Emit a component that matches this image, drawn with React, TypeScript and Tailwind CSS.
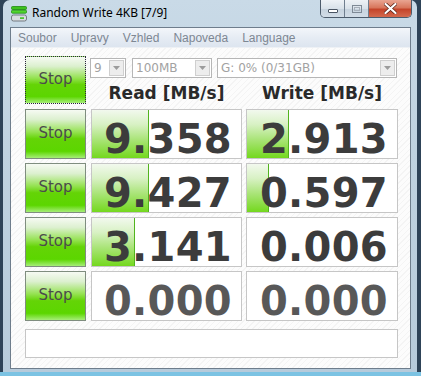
import React from "react";

type Row = { read: string; rw: number; write: string; ww: number; dim?: boolean };

const rows: Row[] = [
  { read: "9.358", rw: 57, write: "2.913", ww: 42 },
  { read: "9.427", rw: 57, write: "0.597", ww: 22 },
  { read: "3.141", rw: 43, write: "0.006", ww: 0 },
  { read: "0.000", rw: 0, write: "0.000", ww: 0, dim: true },
];

function StopButton({ focused, tall }: { focused?: boolean; tall?: boolean }) {
  return (
    <div
      className={
        "w-[61px] shrink-0 flex items-center justify-center bg-[linear-gradient(to_bottom,#f6faf3_0%,#dcf0cf_20%,#94e250_46%,#64d406_60%,#5cd600_86%,#a6ee78_100%)] " +
        (tall ? "h-[48px] " : "h-[50px] ") +
        (focused ? "border border-dotted border-[#2a2040]" : "border border-[#7f8d7f]")
      }
    >
      <span className="font-['DejaVu_Sans',sans-serif] text-[15px] text-[#4b4b4b] leading-none pb-[2px]">Stop</span>
    </div>
  );
}

function Combo({ w, text }: { w: string; text: string }) {
  return (
    <div className={w + " h-[20px] shrink-0 border border-[#b6b6b6] bg-white flex items-center pl-[3px] pr-[1px]"}>
      <span className="flex-1 font-['DejaVu_Sans',sans-serif] text-[12px] leading-none text-[#a2a2a2] whitespace-nowrap">{text}</span>
      <div className="w-[15px] h-[16px] border border-[#cfcfcf] bg-[#ededed] flex items-center justify-center">
        <svg width="7" height="4" viewBox="0 0 7 4">
          <path d="M0 0 H7 L3.5 4 Z" fill="#9c9c9c" />
        </svg>
      </div>
    </div>
  );
}

function Cell({ value, bar, w, dim }: { value: string; bar: number; w: string; dim?: boolean }) {
  return (
    <div className={w + " h-[50px] shrink-0 relative border border-[#c6c6c6] bg-white flex justify-end pr-[9px] pt-[9px]"}>
      {bar > 0 && (
        <div
          className="absolute left-0 top-0 bottom-0 border-r border-[#52b41e] bg-[linear-gradient(to_bottom,#f2f9ee_0%,#d8f1c4_30%,#a9e477_62%,#74d81e_100%)]"
          style={{ width: bar }}
        />
      )}
      <span
        className={
          "relative font-['DejaVu_Sans',sans-serif] font-bold text-[40px] leading-[40px] tracking-[0.3px] " +
          (dim ? "text-[#585858]" : "text-[#3c3c3c]")
        }
      >
        {value}
      </span>
    </div>
  );
}

export default function App() {
  return (
    <div className="w-[421px] h-[376px] overflow-hidden bg-[linear-gradient(to_bottom,#2e4358_0px,#2e4358_372px,#7cc3e3_372px)]">
      <div className="ml-[3px] w-[414px] h-[372px] rounded-t-[7px] flex flex-col pl-[7px] pr-[6px] pb-[3px] bg-[linear-gradient(to_bottom,#c9dae7_0%,#bfd2e0_40%,#b7cbdb_100%)]">
        {/* title bar */}
        <div className="h-[27px] shrink-0 flex items-start">
          <svg width="16" height="16" viewBox="0 0 16 16" className="mt-[6px] ml-[1px] shrink-0">
            <rect x="0.5" y="0.5" width="15" height="3" rx="1" fill="#3ec21e" stroke="#1f8a12" strokeWidth="0.8" />
            <rect x="0.5" y="4.2" width="15" height="3" rx="1" fill="#52d62c" stroke="#1f8a12" strokeWidth="0.8" />
            <rect x="0.5" y="9" width="15" height="6" rx="2" fill="#d9dde0" stroke="#6a7076" strokeWidth="0.9" />
            <rect x="9" y="11.3" width="4" height="1.6" fill="#3cc020" />
          </svg>
          <span className="ml-[5px] mt-[5px] font-['Noto_Sans',sans-serif] text-[12px] leading-[16px] text-black whitespace-nowrap">
            Random Write 4KB [7/9]
          </span>
          <div className="ml-auto -mr-[1px] flex h-[18px] border border-t-0 border-[#4c5b6b] rounded-b-[5px] overflow-hidden">
            <div className="w-[24px] h-full flex items-end justify-center pb-[4px] bg-[linear-gradient(to_bottom,#eef2f6_0%,#d9e2ea_50%,#c6d2dd_51%,#d2dde7_100%)] border-r border-[#6f7e8e]">
              <div className="w-[10px] h-[4px] rounded-[1px] border border-[#4a5563] bg-white" />
            </div>
            <div className="w-[24px] h-full flex items-center justify-center bg-[linear-gradient(to_bottom,#eef2f6_0%,#d9e2ea_50%,#c6d2dd_51%,#d2dde7_100%)] border-r border-[#6f7e8e]">
              <div className="w-[10px] h-[8px] border border-[#7f8a96] flex items-center justify-center">
                <div className="w-[6px] h-[4px] border border-[#a7b0ba]" />
              </div>
            </div>
            <div className="w-[42px] h-full flex items-center justify-center bg-[linear-gradient(to_bottom,#e9a592_0%,#d8765c_45%,#c4442a_55%,#d46a4e_100%)]">
              <svg width="13" height="11" viewBox="0 0 13 11">
                <path d="M1.5 1 L11.5 10 M11.5 1 L1.5 10" stroke="#5a2418" strokeWidth="3.6" strokeLinecap="round" />
                <path d="M1.5 1 L11.5 10 M11.5 1 L1.5 10" stroke="#ffffff" strokeWidth="2.2" strokeLinecap="round" />
              </svg>
            </div>
          </div>
        </div>

        {/* client */}
        <div className="flex-1 flex flex-col border border-[#6e7d8c] bg-[#fbfbfb] bg-[image:repeating-linear-gradient(135deg,#fcfcfc_0px,#fcfcfc_3px,#f4f4f4_3px,#f4f4f4_4px)]">
          {/* menu */}
          <div className="h-[20px] shrink-0 flex items-center bg-[linear-gradient(to_bottom,#f3f6fa_0%,#e6ecf4_50%,#dde5ef_100%)] border-b border-[#eef1f5]">
            {["Soubor", "Upravy", "Vzhled", "Napoveda", "Language"].map((m) => (
              <span key={m} className="px-[7px] font-['Liberation_Sans',sans-serif] text-[12px] leading-none text-[#7d8793]">
                {m}
              </span>
            ))}
          </div>

          {/* content */}
          <div className="flex flex-col pl-[14px] pt-[8px]">
            <div className="flex h-[48px]">
              <StopButton focused tall />
              <div className="ml-[4px] flex flex-col pt-[2px]">
                <div className="flex">
                  <Combo w="w-[36px]" text="9" />
                  <div className="ml-[6px]">
                    <Combo w="w-[80px]" text="100MB" />
                  </div>
                  <div className="ml-[5px]">
                    <Combo w="w-[180px]" text="G: 0% (0/31GB)" />
                  </div>
                </div>
                <div className="flex mt-[7px] ml-[1px] font-['DejaVu_Sans',sans-serif] font-bold text-[17px] leading-[17px] text-[#2a2a2a]">
                  <div className="w-[151px] text-center whitespace-nowrap">Read [MB/s]</div>
                  <div className="ml-[4px] w-[152px] text-center whitespace-nowrap">Write [MB/s]</div>
                </div>
              </div>
            </div>

            <div className="flex flex-col gap-[4px] mt-[5px]">
              {rows.map((r, i) => (
                <div key={i} className="flex">
                  <StopButton />
                  <div className="ml-[5px]">
                    <Cell w="w-[151px]" value={r.read} bar={r.rw} dim={r.dim} />
                  </div>
                  <div className="ml-[4px]">
                    <Cell w="w-[152px]" value={r.write} bar={r.ww} dim={r.dim} />
                  </div>
                </div>
              ))}
            </div>

            <div className="mt-[8px] w-[373px] h-[29px] border border-[#c6c6c6] bg-white" />
          </div>
        </div>
      </div>
    </div>
  );
}
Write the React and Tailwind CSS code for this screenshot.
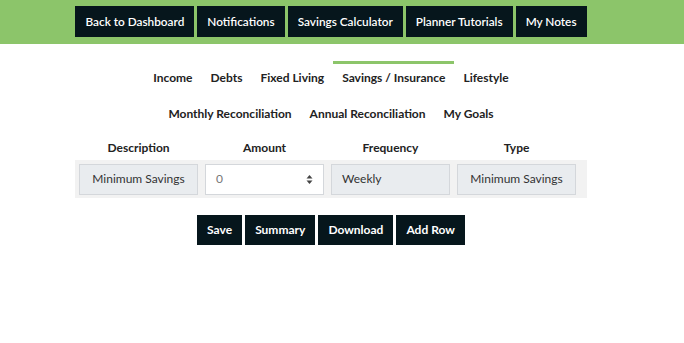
import React from "react";

const font = { fontFamily: "Lato, 'Open Sans', sans-serif" };

function TopBtn({ children }) {
  return (
    <div className="h-[31px] px-[10px] flex items-center bg-[#06161c] text-white text-[11.8px] font-semibold">
      {children}
    </div>
  );
}

function Tab({ children, active }) {
  return (
    <div className="relative px-[9px] text-[12px] font-bold text-[#222] h-[36px] flex items-center">
      {active && <div className="absolute left-0 right-0 top-[1px] h-[3px] bg-[#8cc56a]" />}
      {children}
    </div>
  );
}

function ActBtn({ children }) {
  return (
    <div className="h-[30px] px-[10px] flex items-center bg-[#06161c] text-white text-[12px] font-bold">
      {children}
    </div>
  );
}

export default function App() {
  return (
    <div style={font} className="w-[684px] h-[343px] bg-white">
      <div className="h-[44px] bg-[#8cc56a] flex justify-center pr-[22px] pt-[6px]">
        <div className="flex gap-[3px] h-[31px]">
          <TopBtn>Back to Dashboard</TopBtn>
          <TopBtn>Notifications</TopBtn>
          <TopBtn>Savings Calculator</TopBtn>
          <TopBtn>Planner Tutorials</TopBtn>
          <TopBtn>My Notes</TopBtn>
        </div>
      </div>
      <div className="w-[662px] flex flex-col items-center">
        <div className="mt-[16px] flex">
          <Tab>Income</Tab>
          <Tab>Debts</Tab>
          <Tab>Fixed Living</Tab>
          <Tab active>Savings / Insurance</Tab>
          <Tab>Lifestyle</Tab>
        </div>
        <div className="flex">
          <Tab>Monthly Reconciliation</Tab>
          <Tab>Annual Reconciliation</Tab>
          <Tab>My Goals</Tab>
        </div>
        <div className="w-[512px] mt-[3px]">
          <div className="grid grid-cols-4 gap-[7px] pl-[4px] pr-[11px] h-[25px] items-center text-[12px] font-bold text-[#222] text-center">
            <div>Description</div>
            <div>Amount</div>
            <div>Frequency</div>
            <div>Type</div>
          </div>
          <div className="bg-[#f2f2f2] h-[38px] pl-[4px] pr-[11px] grid grid-cols-4 gap-[7px] items-center text-[12px] text-[#333]">
            <div className="h-[31px] bg-[#e9ecef] border border-[#d4d7db] flex items-center justify-center">Minimum Savings</div>
            <div className="h-[31px] bg-white border border-[#d4d7db] flex items-center justify-between pl-[10px] pr-[10px]">
              <span className="text-[#777]">0</span>
              <svg width="7" height="11" viewBox="0 0 7 11">
                <path d="M3.5 1 L6.5 4.5 H0.5 Z" fill="#444" />
                <path d="M3.5 10 L6.5 6.5 H0.5 Z" fill="#444" />
              </svg>
            </div>
            <div className="h-[31px] bg-[#e9ecef] border border-[#d4d7db] flex items-center pl-[10px]">Weekly</div>
            <div className="h-[31px] bg-[#e9ecef] border border-[#d4d7db] flex items-center justify-center">Minimum Savings</div>
          </div>
        </div>
        <div className="mt-[17px] flex gap-[3px]">
          <ActBtn>Save</ActBtn>
          <ActBtn>Summary</ActBtn>
          <ActBtn>Download</ActBtn>
          <ActBtn>Add Row</ActBtn>
        </div>
      </div>
    </div>
  );
}
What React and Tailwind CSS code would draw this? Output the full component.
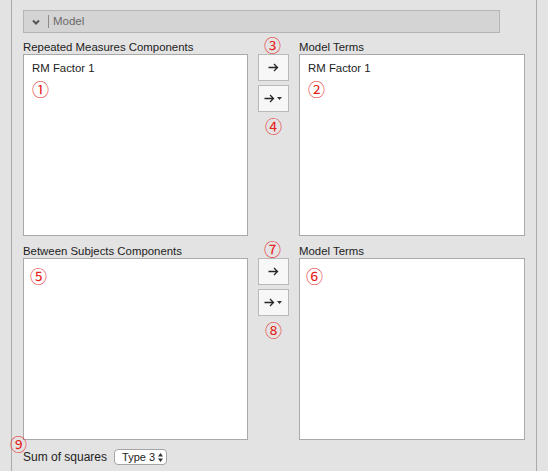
import React from 'react'

const font = { fontFamily: '"Liberation Sans", Arial, sans-serif' }

// red circled annotation number
function Mark({ n, className = '' }) {
  return (
    <span
      className={`block text-[17px] leading-[17px] text-[#e5231d] ${className}`}
      style={{ fontFamily: '"Noto Sans CJK JP", "DejaVu Sans", sans-serif' }}
    >
      {n}
    </span>
  )
}

function ArrowButton({ menu }) {
  return (
    <div className="flex h-[27px] w-[31px] items-center justify-center border border-[#b9b9b9] bg-[#f7f7f7]">
      <svg width="11" height="9" viewBox="0 0 11 9" className={menu ? '-ml-[2px]' : ''}>
        <path d="M0.5 4.5 H9.5 M6 1 L9.5 4.5 L6 8" fill="none" stroke="#262626" strokeWidth="1.3" />
      </svg>
      {menu && (
        <svg width="5" height="3" viewBox="0 0 5 3" className="ml-[2px]">
          <path d="M0 0 H5 L2.5 3 Z" fill="#333" />
        </svg>
      )}
    </div>
  )
}

function ListBox({ children }) {
  return (
    <div className="h-[182px] border border-[#a9a9a9] bg-white px-[8px] pt-[6px]">{children}</div>
  )
}

function Section({ leftLabel, leftItems, rightItems, marks }) {
  return (
    <div className="grid grid-cols-[225px_31px_226px] gap-x-[10px]">
      <div>
        <div className="h-[14px] leading-[14px]">{leftLabel}</div>
        <ListBox>{leftItems}</ListBox>
      </div>
      <div className="relative flex flex-col items-center pt-[14px]">
        <Mark n={marks[0]} className="absolute -top-[4px] left-[6px]" />
        <ArrowButton />
        <div className="mt-[4px]">
          <ArrowButton menu />
        </div>
        <Mark n={marks[1]} className="mt-[5px]" />
      </div>
      <div>
        <div className="h-[14px] leading-[14px]">Model Terms</div>
        <ListBox>{rightItems}</ListBox>
      </div>
    </div>
  )
}

export default function App() {
  return (
    <div className="flex h-[471px] w-[548px] bg-[#e3e3e3] text-[11.4px] text-[#222]" style={font}>
      <div className="w-[11px]" />
      <div className="relative w-[526px] border-x border-[#ababab] pl-[11px] pt-[10px]">
        {/* Header */}
        <div className="flex h-[23px] w-[477px] items-center border border-[#b5b5b5] bg-[#d4d4d4] text-[#6a6a6a]">
          <svg className="ml-[8px]" width="8" height="6" viewBox="0 0 8 6">
            <path d="M1 1.5 L4 4.5 L7 1.5" fill="none" stroke="#555" strokeWidth="2" />
          </svg>
          <div className="ml-[8px] h-[13px] w-px bg-[#8a8a8a]" />
          <span className="ml-[4px] text-[11.5px]">Model</span>
        </div>

        <div className="mt-[7px]">
          <Section
            leftLabel="Repeated Measures Components"
            leftItems={
              <>
                <div className="leading-[14px]">RM Factor 1</div>
                <Mark n="①" className="mt-[5px]" />
              </>
            }
            rightItems={
              <>
                <div className="leading-[14px]">RM Factor 1</div>
                <Mark n="②" className="mt-[5px]" />
              </>
            }
            marks={['③', '④']}
          />
        </div>

        <div className="mt-[8px]">
          <Section
            leftLabel="Between Subjects Components"
            leftItems={<Mark n="⑤" className="-ml-[2px] mt-[2px]" />}
            rightItems={<Mark n="⑥" className="-ml-[2px] mt-[2px]" />}
            marks={['⑦', '⑧']}
          />
        </div>

        <Mark n="⑨" className="absolute left-[-2px] top-[435px]" />

        <div className="mt-[8px] flex items-center">
          <span className="text-[12px]">Sum of squares</span>
          <div className="ml-[7px] flex h-[16px] w-[53px] items-center rounded-[4px] border border-[#a5a5a5] bg-white pl-[7px] text-[11px]">
            <span className="leading-none">Type 3</span>
            <svg width="5" height="9" viewBox="0 0 5 9" className="ml-[3px] shrink-0">
              <path d="M0 3.5 L2.5 0 L5 3.5 Z M0 5.5 H5 L2.5 9 Z" fill="#333" />
            </svg>
          </div>
        </div>
      </div>
    </div>
  )
}
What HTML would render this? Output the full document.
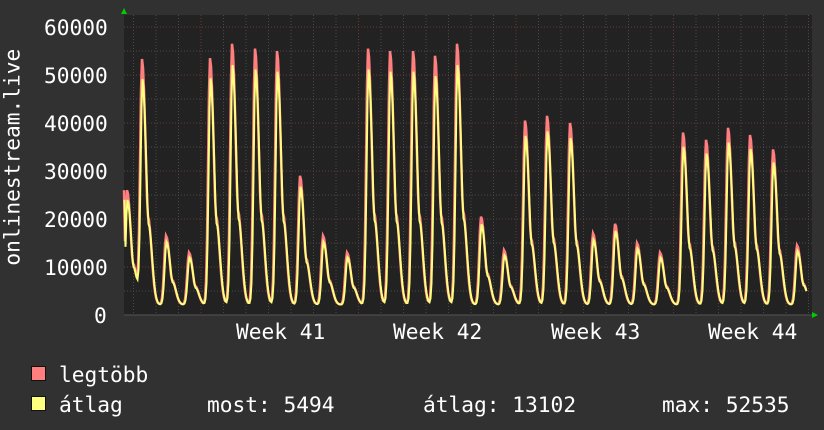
■ ■ ■ ■ ■ ■ ■
Task to complete: Your task is to restate word for word the lines from the top of the data to the line containing "string; rw: number;", both ends included, with every picture left out.

Output below:
Emit a component that matches this image, drawn with React, TypeScript and Tailwind CSS.
import React from "react";

type Row = { read: string; rw: number; write: string; ww: number; dim?: boolean };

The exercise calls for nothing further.